The Four Corners story overshadowed a Sydney Morning Herald story the day before. Customs bungled its response to its knowledge that a boat, containing about 105 Hazara Afghans and three Indonesian crew, had foundered. Customs knew about the boat through the AFP, which knew through an informant that the boat was in serious trouble and was taking on water. It took four hours for Customs to decide to notify safety-at-sea people so that a search and rescue mission could be mounted. The delay was so that Customs and the AFP could settle a form of words putting the information on record without disclosing its source. It took three hours after the notification for an Indonesian Navy boat - the closest to respond - to get to the area and find nothing. All are assumed to have drowned.

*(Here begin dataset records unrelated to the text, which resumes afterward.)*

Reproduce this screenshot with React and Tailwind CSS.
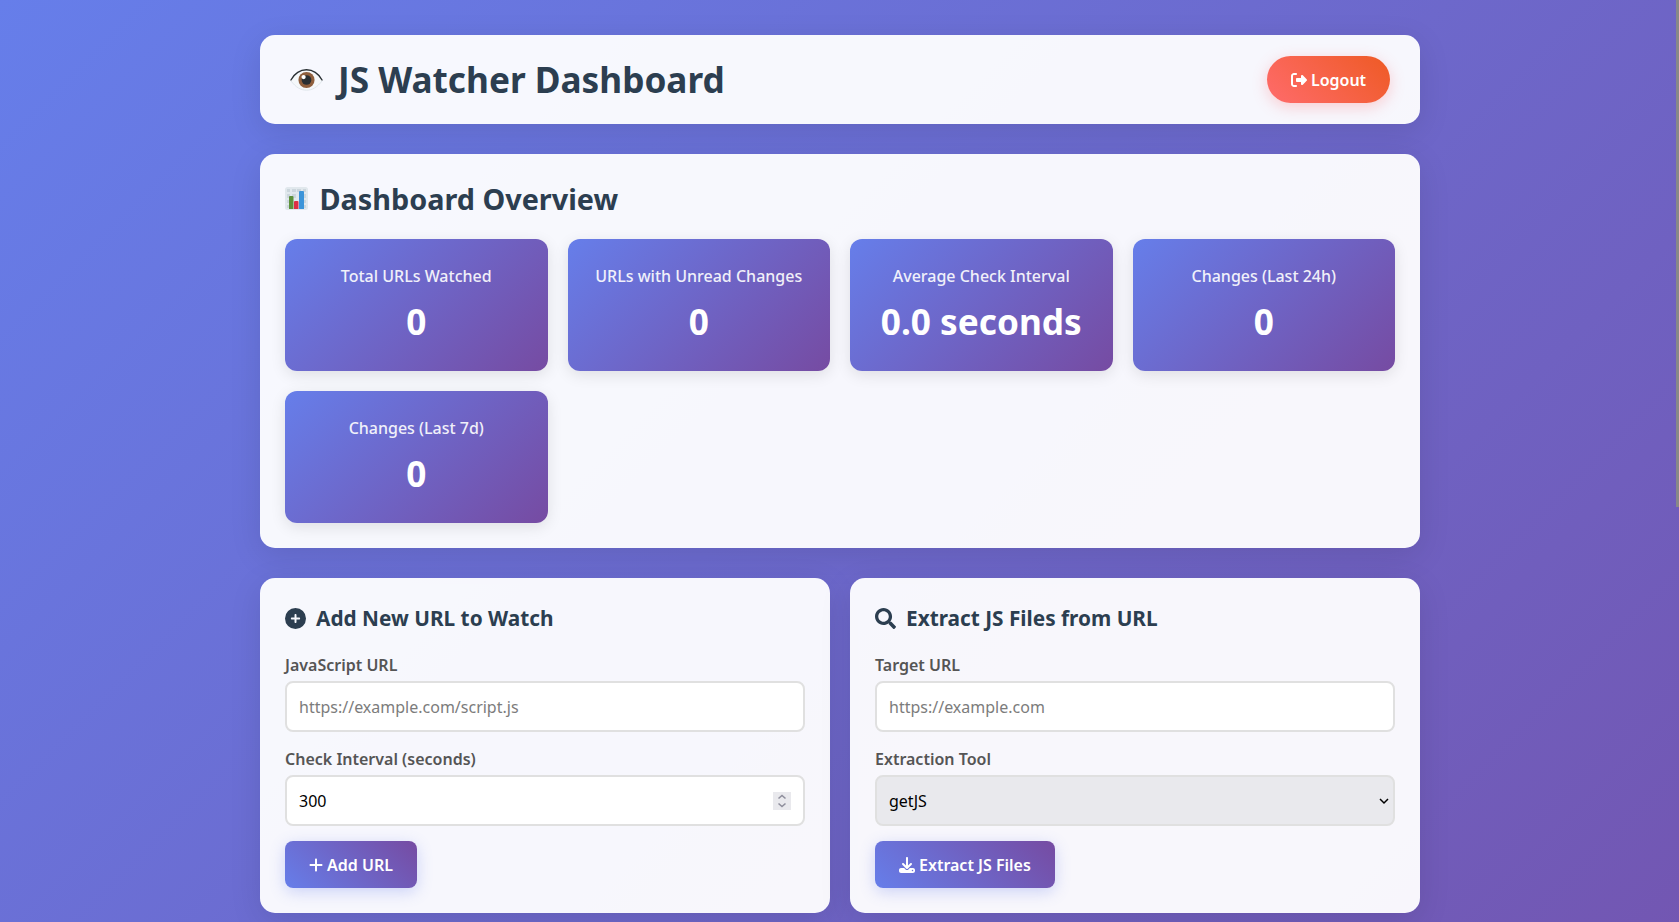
import { FaCirclePlus, FaDownload, FaPlus, FaRightFromBracket } from "react-icons/fa6";
import { FaSearch } from "react-icons/fa";

const stats = [
  ["Total URLs Watched", "0"],
  ["URLs with Unread Changes", "0"],
  ["Average Check Interval", "0.0 seconds"],
  ["Changes (Last 24h)", "0"],
  ["Changes (Last 7d)", "0"],
];

const CARD = "rounded-[15px] bg-white/95 shadow-[0_8px_32px_rgba(0,0,0,0.1)]";
const FIELD = "mt-[3px] flex h-[51px] w-full items-center rounded-lg border-2 border-[#e0e0e0] bg-white px-3 text-base leading-[22px] text-black outline-none placeholder:text-[#7c7c7c]";
const BUTTON = "mt-[15px] flex h-[47px] items-center self-start rounded-lg bg-[linear-gradient(45deg,#667eea,#764ba2)] px-6 text-base font-semibold text-white shadow-[0_4px_15px_rgba(102,126,234,0.3)]";
const LABEL = "block text-base leading-[25px] font-semibold text-[#555]";

function Eye() {
  return (
    <svg viewBox="0 0 36 36" className="h-[35px] w-[35px]">
      <path d="M2 18.500C7 10 12 7.500 18 7.500S30 10 34 18.500C30 25.500 24.500 29 18 29S6 25.500 2 18.500z" fill="#f5f8fa" />
      <path d="M2 19.500C7 26 12 29 18 29s11-3 16-9.500" fill="none" stroke="#dce4e9" strokeWidth="0.900" />
      <circle cx="18" cy="18.500" r="8.300" fill="#8f5f3d" />
      <circle cx="18" cy="18.500" r="5" fill="#292f33" />
      <circle cx="15" cy="15.500" r="2.200" fill="#fff" />
      <path d="M2 18.500C6 11.500 11.500 8 18 8s12 3.500 16 10.500" fill="none" stroke="#292f33" strokeWidth="1.400" strokeLinecap="round" />
    </svg>
  );
}

function BarChart() {
  return (
    <svg viewBox="0 0 23 23" className="-mt-[2px] -mr-[0.5px] h-[23px] w-[23px]">
      <rect width="23" height="23" rx="2.500" fill="#e1e8ed" />
      <path d="M2 2h3v3H2zM7 2h4v3H7zM12 2h4v3h-4zM18 2h3v3h-3zM2 7h3v4H2zM7 7h4v4H7zM18 7h3v4h-3zM2 13h3v3H2zM18 13h3v3h-3zM2 18h3v3H2zM18 18h3v3h-3z" fill="#ccd6dd" />
      <path d="M4 22V10q0-1 1-1h2.500q1 0 1 1v12z" fill="#5c913b" />
      <path d="M9 22v-7q0-1 1-1h2.500q1 0 1 1v7z" fill="#dd2e44" />
      <path d="M14 22V5q0-1 1-1h3q1 0 1 1v17z" fill="#3b94d9" />
    </svg>
  );
}

export default function App() {
  return (
    <div className="flex h-[922px] overflow-hidden bg-[linear-gradient(135deg,#667eea_0%,#764ba2_100%)] bg-[length:100%_1677px] bg-no-repeat pl-px font-['Noto_Sans',sans-serif]">
      <div className="mx-auto w-[1160px] pt-[35px]">
        <header className={`${CARD} flex h-[89px] items-center justify-between px-[30px]`}>
          <h1 className="-ml-[1.5px] flex items-center gap-[14.5px] text-[35.2px] leading-[49px] font-bold text-[#2c3e50]">
            <Eye />
            JS Watcher Dashboard
          </h1>
          <button className="flex h-[47px] w-[123px] items-center justify-center gap-1 rounded-full bg-[linear-gradient(45deg,#ff6b6b,#ee5a24)] text-base font-semibold text-white shadow-[0_4px_15px_rgba(255,107,107,0.3)]">
            <FaRightFromBracket className="size-4" />
            Logout
          </button>
        </header>

        <section className={`${CARD} mt-[30px] h-[394px] p-[25px]`}>
          <h2 className="flex h-10 items-center gap-3 text-[28.8px] leading-[40px] font-bold text-[#2c3e50]">
            <BarChart />
            Dashboard Overview
          </h2>
          <div className="mt-5 grid grid-cols-4 gap-5">
            {stats.map(([label, value]) => (
              <div key={label} className="flex h-[132px] flex-col items-center rounded-xl bg-[linear-gradient(135deg,#667eea_0%,#764ba2_100%)] pt-[25px] text-white shadow-[0_4px_15px_rgba(0,0,0,0.1)]">
                <h3 className="text-base leading-[25px] font-medium opacity-90">{label}</h3>
                <p className="mt-2 text-[35.2px] leading-[49px] font-bold">{value}</p>
              </div>
            ))}
          </div>
        </section>

        <div className="mt-[30px] grid grid-cols-2 gap-5">
          <section className={`${CARD} flex h-[335px] flex-col p-[25px]`}>
            <h2 className="flex h-[30px] items-center gap-[10px] text-[20.8px] leading-8 font-bold text-[#2c3e50]">
              <FaCirclePlus className="size-[21px]" />
              Add New URL to Watch
            </h2>
            <label className={`${LABEL} mt-5`}>JavaScript URL</label>
            <input className={FIELD} placeholder="https://example.com/script.js" />
            <label className={`${LABEL} mt-[15px]`}>Check Interval (seconds)</label>
            <div className={`${FIELD} justify-between`}>
              300
              <span className="flex h-[18px] w-[18px] items-center justify-center bg-[#e9e9ed]">
                <svg viewBox="0 0 18 18" className="size-[18px]" fill="none" stroke="#8f8f9d" strokeWidth="1.600">
                  <path d="M5.500 6.500 9 3.500l3.500 3M5.500 11.500 9 14.500l3.500-3" />
                </svg>
              </span>
            </div>
            <button className={`${BUTTON} w-[132px] gap-1`}>
              <FaPlus className="h-4 w-[14px]" />
              Add URL
            </button>
          </section>

          <section className={`${CARD} flex h-[335px] flex-col p-[25px]`}>
            <h2 className="flex h-[30px] items-center gap-[10px] text-[20.8px] leading-8 font-bold text-[#2c3e50]">
              <FaSearch className="size-[21px]" />
              Extract JS Files from URL
            </h2>
            <label className={`${LABEL} mt-5`}>Target URL</label>
            <input className={FIELD} placeholder="https://example.com" />
            <label className={`${LABEL} mt-[15px]`}>Extraction Tool</label>
            <div className="mt-[3px] flex h-[51px] items-center justify-between rounded-lg border-2 border-[#e0e0e0] bg-[#e9e9ed] pr-1 pl-3 text-base leading-[22px] text-black">
              getJS
              <svg viewBox="0 0 10 10" className="size-[10px]" fill="none" stroke="#000" strokeWidth="1.500">
                <path d="M1 3l4 4 4-4" />
              </svg>
            </div>
            <button className={`${BUTTON} w-[180px] gap-1`}>
              <FaDownload className="size-4" />
              Extract JS Files
            </button>
          </section>
        </div>
      </div>
      <div className="absolute top-0 right-0 h-[507px] w-[3px] bg-[#888888]" />
    </div>
  );
}
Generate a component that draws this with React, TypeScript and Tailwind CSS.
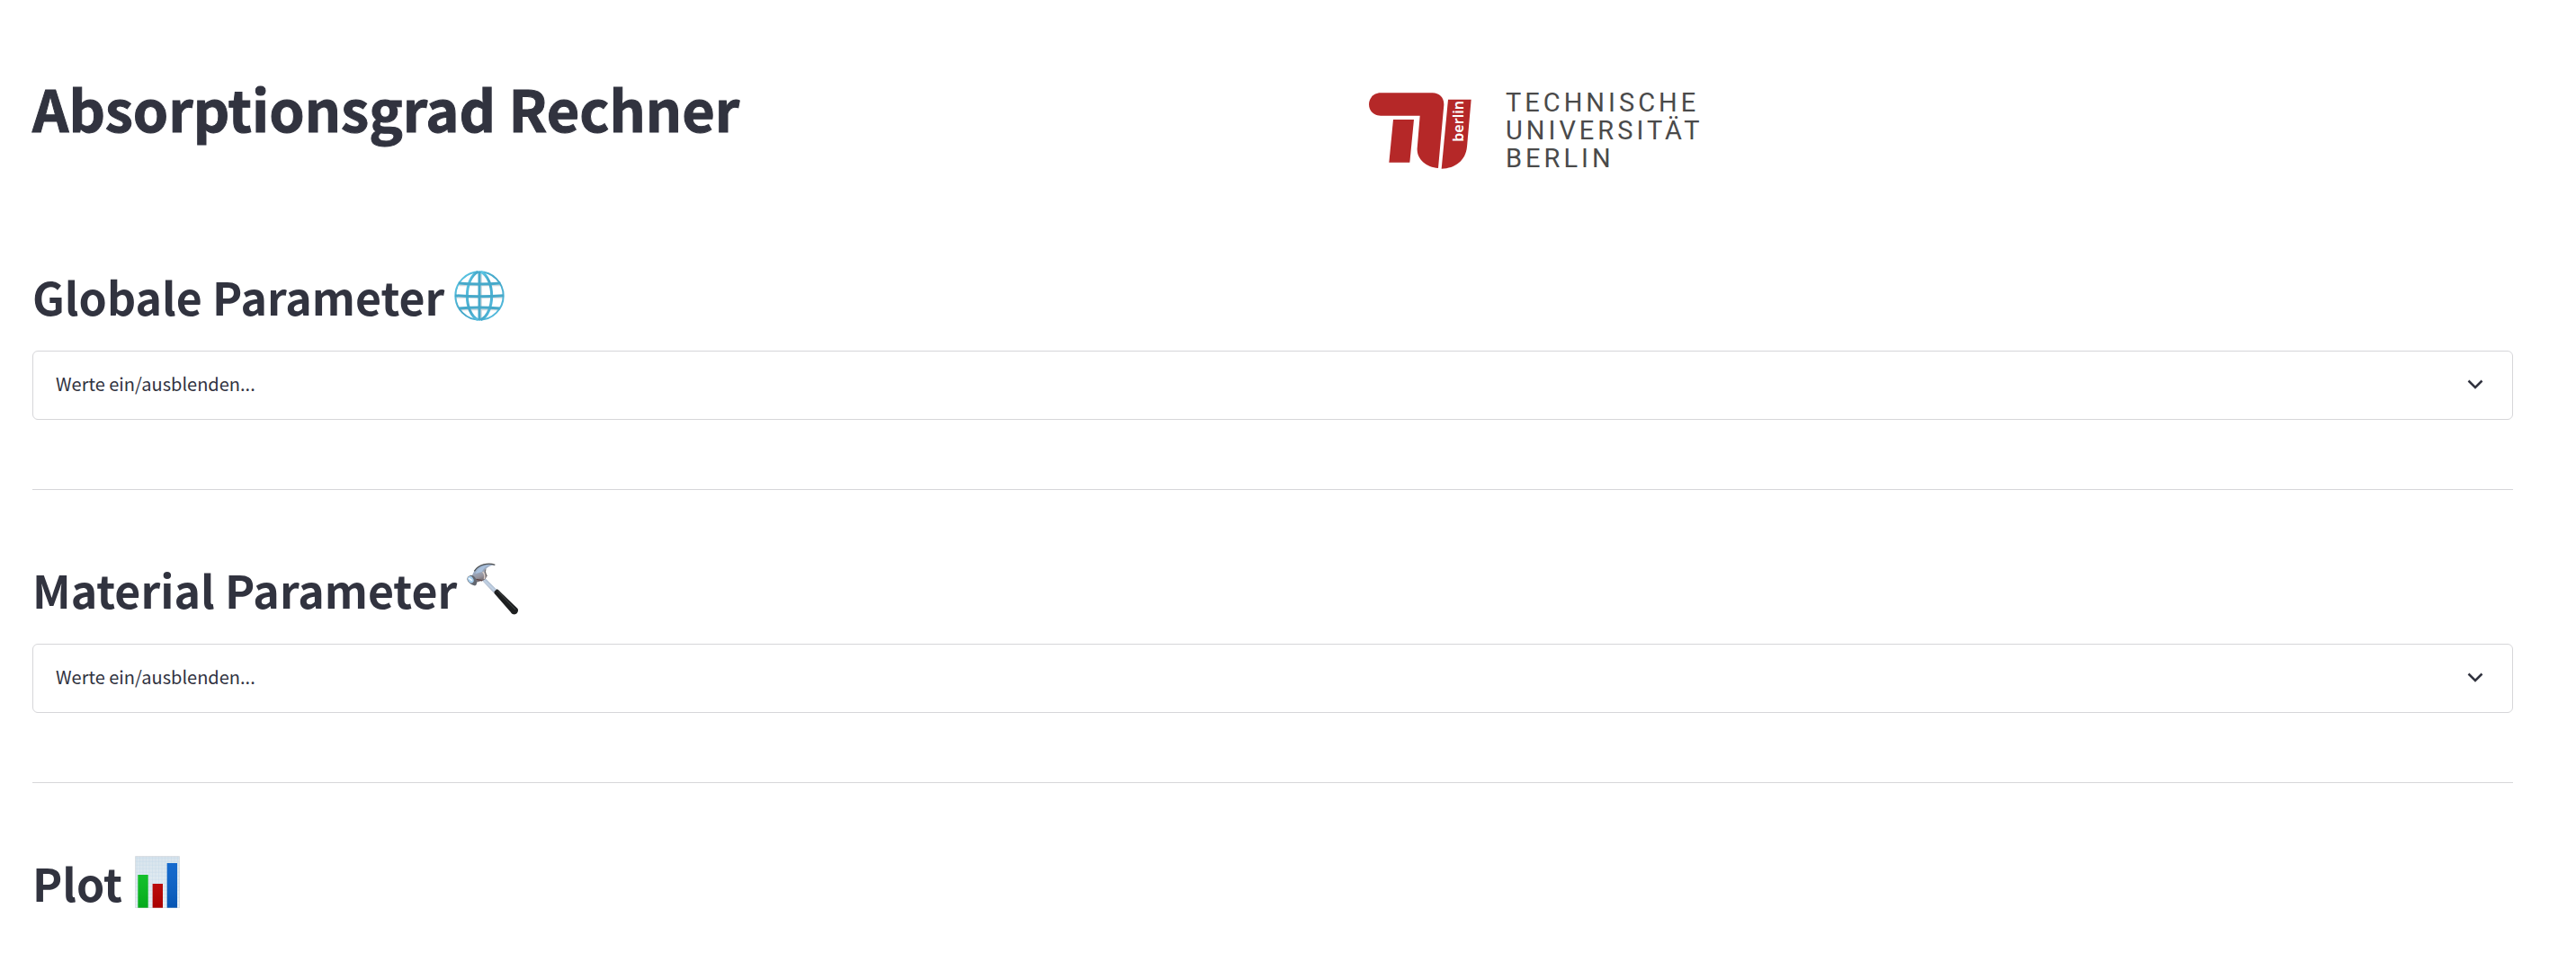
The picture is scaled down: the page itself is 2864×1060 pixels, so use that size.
import { useState, type ReactNode } from "react";

function GlobeIcon() {
  return (
    <svg viewBox="37 30 174 174" className="size-[58px] shrink-0" aria-hidden="true">
      <defs>
        <linearGradient id="globeStroke" x1="0" y1="0" x2="1" y2="1">
          <stop offset="0" stopColor="#5fcbe9" />
          <stop offset="0.5" stopColor="#43a6c8" />
          <stop offset="1" stopColor="#56bfe2" />
        </linearGradient>
      </defs>
      <g fill="none" stroke="#bcc9d0" strokeWidth="5" opacity="0.7">
        <path d="M56 82H194M47 123H203M58 163H190" />
        <path d="M130 40V194" />
      </g>
      <g fill="none" stroke="url(#globeStroke)">
        <circle cx="124" cy="117" r="80" strokeWidth="6" />
        <path d="M119 37C71 60 71 174 119 197" strokeWidth="9" />
        <path d="M129 37C177 60 177 174 129 197" strokeWidth="9" />
      </g>
      <g fill="none" stroke="#46a9ca" strokeWidth="9">
        <path d="M54 75Q124 81 194 75" />
        <path d="M43 116Q124 122 205 116" />
        <path d="M56 159Q124 153 192 159" />
        <path d="M124 36V198" />
      </g>
    </svg>
  );
}

function HammerIcon() {
  return (
    <svg viewBox="42 46 174 174" className="size-[58px] shrink-0" aria-hidden="true">
      <defs>
        <linearGradient id="hammerHead" x1="0" y1="0" x2="0.5" y2="1">
          <stop offset="0" stopColor="#59616b" />
          <stop offset="0.3" stopColor="#a0b6d2" />
          <stop offset="0.7" stopColor="#95929b" />
          <stop offset="1" stopColor="#5c5052" />
        </linearGradient>
        <linearGradient id="hammerNeck" x1="0" y1="1" x2="1" y2="0">
          <stop offset="0" stopColor="#5e4f4d" />
          <stop offset="0.5" stopColor="#c3d3e6" />
          <stop offset="1" stopColor="#4d5d70" />
        </linearGradient>
      </defs>
      <path d="M94 103L106 97L146 137L134 146Z" fill="url(#hammerNeck)" />
      <path d="M137 141L146 134C151 137 154 140 158 144L214 198C220 206 212 220 201 218C196 217 194 214 191 210L136 147Z" fill="#1d1f20" />
      <path d="M149 141L206 201" stroke="#45494a" strokeWidth="3" strokeLinecap="round" />
      <path d="M62 90C66 78 72 68 82 60C98 49 120 46 139 53C126 54 115 59 108 68C104 74 107 82 112 90C109 100 100 107 91 107L76 112C68 107 62 99 62 90Z" fill="url(#hammerHead)" />
      <path d="M73 83C80 65 99 55 122 53C107 58 100 66 96 76Z" fill="#a9c0dc" />
      <path d="M70 74C84 50 118 45 139 53" fill="none" stroke="#4e5153" strokeWidth="4" />
      <path d="M98 76C104 82 106 90 103 100" fill="none" stroke="#ddd0ca" strokeWidth="4" />
      <path d="M108 68C104 76 109 84 112 91" fill="none" stroke="#5e5754" strokeWidth="3" />
      <path d="M76 101C84 103 91 104 96 106" fill="none" stroke="#5a3f40" strokeWidth="4" />
      <path d="M57 88C65 85 76 95 78 109C79 118 76 123 70 122C59 119 47 110 46 101C46 94 50 90 57 88Z" fill="#626770" />
      <ellipse cx="58" cy="102" rx="9" ry="12" transform="rotate(-30 58 102)" fill="#a9cfee" />
      <path d="M53 98L61 104" stroke="#f4fbff" strokeWidth="5" strokeLinecap="round" />
    </svg>
  );
}

function ChartIcon() {
  const lines = Array.from({ length: 14 }, (_, i) => i);
  return (
    <svg viewBox="441 66 174 174" className="size-[58px] shrink-0" aria-hidden="true">
      <defs>
        <linearGradient id="chartPaper" x1="0" y1="0" x2="0" y2="1">
          <stop offset="0" stopColor="#d8e4ec" />
          <stop offset="1" stopColor="#eaf2f8" />
        </linearGradient>
        <linearGradient id="chartShade" x1="0" y1="0" x2="0" y2="1">
          <stop offset="0" stopColor="#fff" stopOpacity="0.06" />
          <stop offset="1" stopColor="#000" stopOpacity="0.12" />
        </linearGradient>
      </defs>
      <rect x="454" y="67" width="148" height="173" fill="url(#chartPaper)" />
      <g stroke="#b6d2e6" strokeWidth="1" opacity="0.7">
        {lines.map((i) => (
          <path key={i} d={`M${459 + i * 10.5} 67V240M454 ${73 + i * 12}H602`} />
        ))}
      </g>
      <rect x="455" y="68" width="146" height="171" fill="none" stroke="#d5d9dc" strokeWidth="2" />
      <rect x="463" y="129" width="34" height="110" fill="#06c01f" />
      <rect x="512" y="159" width="34" height="80" fill="#c00000" />
      <rect x="560" y="90" width="34" height="149" fill="#0660ca" />
      <path d="M463 129h34v110h-34ZM512 159h34v80h-34ZM560 90h34v149h-34Z" fill="url(#chartShade)" />
    </svg>
  );
}

function TuMark() {
  return (
    <svg viewBox="66 68 342 255" className="h-[85px] w-[114px] shrink-0" role="img" aria-label="TU Berlin">
      <g fill="#b52828">
        <path d="M105 69H278C301 69 317 85 316 109L297 320C257 318 225 290 227 254L236 145H105C81 145 66 128 66 107C66 86 82 69 105 69Z" />
        <path d="M147 158H216L202 301H133Z" />
        <path d="M330 91H407L393 249C389 294 353 322 308 322Z" />
      </g>
      <text
        transform="translate(380 232) rotate(-90)"
        fill="#fff"
        fontSize="48"
        fontWeight="600"
        className="font-['Noto_Sans','Open_Sans',sans-serif]"
      >
        berlin
      </text>
    </svg>
  );
}

function UniversityLogo() {
  return (
    <div className="flex items-center gap-[38px]">
      <TuMark />
      <p className="font-['Roboto','Liberation_Sans',sans-serif] text-[29px] leading-[31px] font-normal tracking-[4px] text-[#4a4a4a]">
        TECHNISCHE
        <br />
        UNIVERSITÄT
        <br />
        BERLIN
      </p>
    </div>
  );
}

function Expander({ label }: { label: string }) {
  const [open, setOpen] = useState(false);
  return (
    <div className="rounded-md border border-[#d6d6d9]">
      <button
        type="button"
        aria-expanded={open}
        onClick={() => setOpen(!open)}
        className="flex h-[75px] w-full cursor-pointer items-center justify-between pr-[29px] pb-[3px] pl-[25px] text-left text-[20px] leading-[30px]"
      >
        <span>{label}</span>
        <svg
          viewBox="0 0 24 24"
          className={open ? "size-6 rotate-180" : "size-6"}
          fill="none"
          stroke="currentColor"
          strokeWidth="2.500"
          aria-hidden="true"
        >
          <path d="M4.500 8.500L12 16L19.500 8.500" />
        </svg>
      </button>
      {open && <div className="h-24 border-t border-[#d6d6d9]" />}
    </div>
  );
}

function SectionHeading({ title, icon }: { title: string; icon: ReactNode }) {
  return (
    <h2 className="flex h-[60px] items-center gap-[10px] text-[50px] leading-[60px] font-bold">
      <span>{title}</span>
      {icon}
    </h2>
  );
}

function ParameterSection({ title, icon }: { title: string; icon: ReactNode }) {
  return (
    <section>
      <SectionHeading title={title} icon={icon} />
      <div className="mt-[31px]">
        <Expander label="Werte ein/ausblenden..." />
      </div>
      <hr className="mt-[77px] mb-20 border-[#d6d6d9]" />
    </section>
  );
}

export default function App() {
  return (
    <main className="min-h-screen bg-white pt-[81px] pr-[70px] pb-12 pl-9 font-['Noto_Sans_CJK_SC','Noto_Sans',sans-serif] text-[#31333f]">
      <header className="grid grid-cols-2 gap-6">
        <h1 className="text-[63px] leading-[78px] font-bold [-webkit-text-stroke:1px_#31333f]">
          Absorptionsgrad Rechner
        </h1>
        <div className="pt-[18px] pl-[95px]">
          <UniversityLogo />
        </div>
      </header>
      <div className="mt-[107px]">
        <ParameterSection title="Globale Parameter" icon={<GlobeIcon />} />
        <ParameterSection title="Material Parameter" icon={<HammerIcon />} />
        <section>
          <SectionHeading title="Plot" icon={<ChartIcon />} />
        </section>
      </div>
    </main>
  );
}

No one will ever know if the delay had a significant impact - one imagines there would be a lot more curiosity to find out if it had been James Packer's yacht. The official brief was a little apologetic, saying that ''there was no protocol requiring the immediate transfer of information regarding distressed boats'' and the ''circumstances were unfamiliar to officers from all agencies involved. Additionally, agencies were procedurally unprepared for these circumstances.''

Of course, if anyone thinks there is an accountability gap with such agencies, one might consider, if there were any public information available at all, just what ASIS is doing. ASIS has had its operational budget tripled in recent years and I am told that about half of the additional activity is focused on people smuggling rather than terrorism or political or military intelligence. Almost certainly, most of that is not duplicating already extensive AFP intelligence-gathering activities, it is instead in active operations to sabotage and disrupt the traffic.

One can assume that ASIS operatives, and the AFP, do not, knowingly, send boat people off to drown, but it would be very interesting for the public to be aware of what it does in our name, and whether, and by what measure, it is truly in the national interest.